Problem description »
Repeat all of the material below exactly as written, images excluded.
----
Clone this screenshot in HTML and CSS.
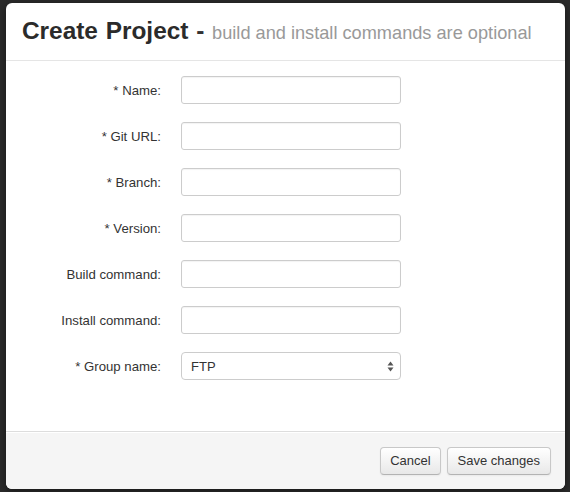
FILE: index.html
```html
<!DOCTYPE html>
<html>
<head>
<meta charset="utf-8">
<link rel="stylesheet" href="styles.css">
</head>
<body>
<div class="modal">
  <div class="modal-header">
    <h3 class="title">Create Project <span class="dash">-</span> <small>build and install commands are optional</small></h3>
  </div>
  <div class="modal-body">
    <div class="row"><label>* Name:</label><input class="field" type="text"></div>
    <div class="row"><label>* Git URL:</label><input class="field" type="text"></div>
    <div class="row"><label>* Branch:</label><input class="field" type="text"></div>
    <div class="row"><label>* Version:</label><input class="field" type="text"></div>
    <div class="row"><label>Build command:</label><input class="field" type="text"></div>
    <div class="row"><label>Install command:</label><input class="field" type="text"></div>
    <div class="row"><label>* Group name:</label>
      <div class="select"><span>FTP</span>
        <svg class="arrows" width="7" height="11" viewBox="0 0 7 11"><path d="M3.5 0.5 L6.5 4.5 H0.5 Z M3.5 10.5 L6.5 6.5 H0.5 Z" fill="#555"/></svg>
      </div>
    </div>
  </div>
  <div class="modal-footer">
    <button class="btn btn-cancel">Cancel</button>
    <button class="btn">Save changes</button>
  </div>
</div>
</body>
</html>
```
FILE: styles.css
```css
html, body {
  margin: 0;
  padding: 0;
  background: #2b2b2b;
  width: 570px;
  height: 492px;
  overflow: hidden;
  font-family: "Liberation Sans", Arial, sans-serif;
  color: #333;
}
.modal {
  margin: 3px 0 0 6px;
  width: 559px;
  height: 486px;
  background: #fff;
  border-radius: 6px;
  display: flex;
  flex-direction: column;
  overflow: hidden;
  box-shadow: 0 2px 8px rgba(0,0,0,0.5);
}
.modal-header {
  height: 57px;
  border-bottom: 1px solid #e5e5e5;
  display: flex;
  align-items: center;
  padding: 0 15px 0 16px;
  flex: none;
}
.title {
  margin: 0;
  font-size: 24.4px;
  font-weight: bold;
  color: #2b2b2b;
  line-height: 30px;
  padding-top: 1px;
  word-spacing: 1px;
}
.title small {
  font-size: 18.2px;
  font-weight: normal;
  color: #999;
  word-spacing: 0;
}
.dash { color: #333; }
.modal-body {
  flex: 1;
  padding: 15px 0 0 0;
  display: flex;
  flex-direction: column;
  gap: 18px;
}
.row {
  display: flex;
  align-items: center;
  height: 28px;
}
.row label {
  width: 155px;
  text-align: right;
  font-size: 13.2px;
  color: #333;
  margin-right: 20px;
  flex: none;
}
.field {
  box-sizing: border-box;
  width: 220px;
  height: 28px;
  border: 1px solid #ccc;
  border-radius: 3px;
  padding: 4px 6px;
  margin: 0;
  box-shadow: inset 0 1px 1px rgba(0,0,0,0.05);
  background: #fff;
  font-family: inherit;
  font-size: 13px;
}
.select {
  box-sizing: border-box;
  width: 220px;
  height: 28px;
  border: 1px solid #ccc;
  border-radius: 4px;
  background: #fff;
  display: flex;
  align-items: center;
  justify-content: space-between;
  padding: 0 6px 0 9px;
  font-size: 13px;
  color: #333;
}
.arrows { display: block; }
.modal-footer {
  flex: none;
  height: 57px;
  border-top: 1px solid #ddd;
  background: #f5f5f5;
  display: flex;
  justify-content: flex-end;
  align-items: center;
  gap: 6px;
  padding: 0 14px 0 0;
  box-shadow: inset 0 1px 0 #fff;
}
.btn {
  height: 28px;
  padding: 0 10px;
  font-family: inherit;
  font-size: 13px;
  color: #333;
  background: linear-gradient(#ffffff, #e8e8e8);
  border: 1px solid #c8c8c8;
  border-bottom-color: #b3b3b3;
  border-radius: 4px;
  box-shadow: inset 0 1px 0 rgba(255,255,255,0.2), 0 1px 2px rgba(0,0,0,0.05);
  margin: 0;
}
.btn-cancel { padding: 0 9px; }
```
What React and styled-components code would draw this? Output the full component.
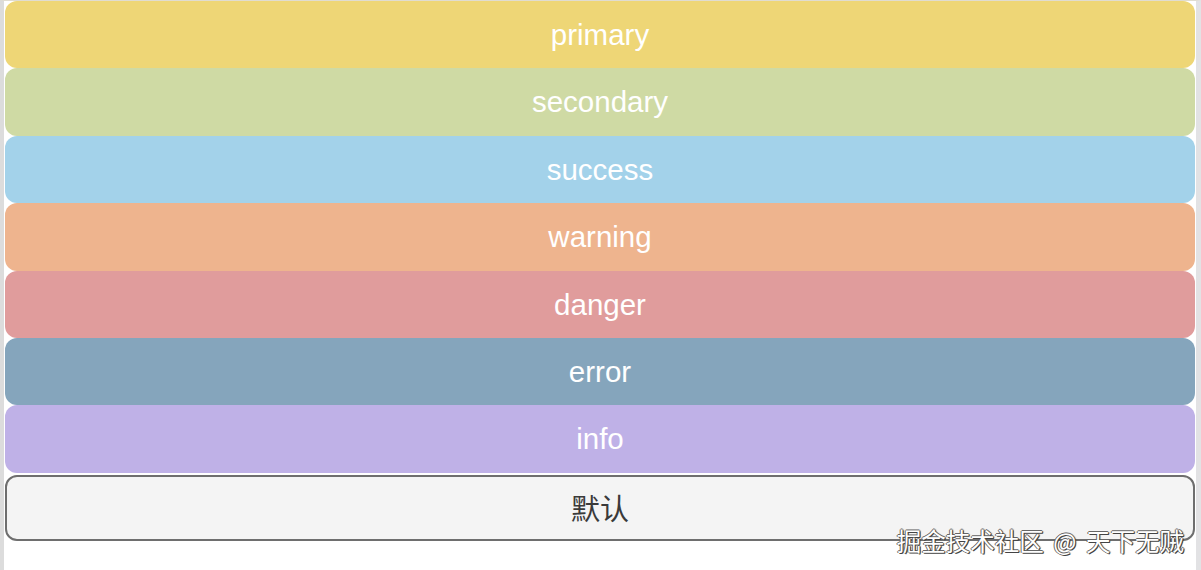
----
Written response »
Clone this screenshot in HTML and CSS.
FILE: index.html
```html
<!DOCTYPE html>
<html>
<head>
<meta charset="utf-8">
<link rel="stylesheet" href="styles.css">
</head>
<body>
<div class="modal">
  <div class="modal-header">
    <h3 class="title">Create Project <span class="dash">-</span> <small>build and install commands are optional</small></h3>
  </div>
  <div class="modal-body">
    <div class="row"><label>* Name:</label><input class="field" type="text"></div>
    <div class="row"><label>* Git URL:</label><input class="field" type="text"></div>
    <div class="row"><label>* Branch:</label><input class="field" type="text"></div>
    <div class="row"><label>* Version:</label><input class="field" type="text"></div>
    <div class="row"><label>Build command:</label><input class="field" type="text"></div>
    <div class="row"><label>Install command:</label><input class="field" type="text"></div>
    <div class="row"><label>* Group name:</label>
      <div class="select"><span>FTP</span>
        <svg class="arrows" width="7" height="11" viewBox="0 0 7 11"><path d="M3.5 0.5 L6.5 4.5 H0.5 Z M3.5 10.5 L6.5 6.5 H0.5 Z" fill="#555"/></svg>
      </div>
    </div>
  </div>
  <div class="modal-footer">
    <button class="btn btn-cancel">Cancel</button>
    <button class="btn">Save changes</button>
  </div>
</div>
</body>
</html>
```
FILE: styles.css
```css
html, body {
  margin: 0;
  padding: 0;
  background: #2b2b2b;
  width: 570px;
  height: 492px;
  overflow: hidden;
  font-family: "Liberation Sans", Arial, sans-serif;
  color: #333;
}
.modal {
  margin: 3px 0 0 6px;
  width: 559px;
  height: 486px;
  background: #fff;
  border-radius: 6px;
  display: flex;
  flex-direction: column;
  overflow: hidden;
  box-shadow: 0 2px 8px rgba(0,0,0,0.5);
}
.modal-header {
  height: 57px;
  border-bottom: 1px solid #e5e5e5;
  display: flex;
  align-items: center;
  padding: 0 15px 0 16px;
  flex: none;
}
.title {
  margin: 0;
  font-size: 24.4px;
  font-weight: bold;
  color: #2b2b2b;
  line-height: 30px;
  padding-top: 1px;
  word-spacing: 1px;
}
.title small {
  font-size: 18.2px;
  font-weight: normal;
  color: #999;
  word-spacing: 0;
}
.dash { color: #333; }
.modal-body {
  flex: 1;
  padding: 15px 0 0 0;
  display: flex;
  flex-direction: column;
  gap: 18px;
}
.row {
  display: flex;
  align-items: center;
  height: 28px;
}
.row label {
  width: 155px;
  text-align: right;
  font-size: 13.2px;
  color: #333;
  margin-right: 20px;
  flex: none;
}
.field {
  box-sizing: border-box;
  width: 220px;
  height: 28px;
  border: 1px solid #ccc;
  border-radius: 3px;
  padding: 4px 6px;
  margin: 0;
  box-shadow: inset 0 1px 1px rgba(0,0,0,0.05);
  background: #fff;
  font-family: inherit;
  font-size: 13px;
}
.select {
  box-sizing: border-box;
  width: 220px;
  height: 28px;
  border: 1px solid #ccc;
  border-radius: 4px;
  background: #fff;
  display: flex;
  align-items: center;
  justify-content: space-between;
  padding: 0 6px 0 9px;
  font-size: 13px;
  color: #333;
}
.arrows { display: block; }
.modal-footer {
  flex: none;
  height: 57px;
  border-top: 1px solid #ddd;
  background: #f5f5f5;
  display: flex;
  justify-content: flex-end;
  align-items: center;
  gap: 6px;
  padding: 0 14px 0 0;
  box-shadow: inset 0 1px 0 #fff;
}
.btn {
  height: 28px;
  padding: 0 10px;
  font-family: inherit;
  font-size: 13px;
  color: #333;
  background: linear-gradient(#ffffff, #e8e8e8);
  border: 1px solid #c8c8c8;
  border-bottom-color: #b3b3b3;
  border-radius: 4px;
  box-shadow: inset 0 1px 0 rgba(255,255,255,0.2), 0 1px 2px rgba(0,0,0,0.05);
  margin: 0;
}
.btn-cancel { padding: 0 9px; }
```
What React and styled-components code would draw this? Output the full component.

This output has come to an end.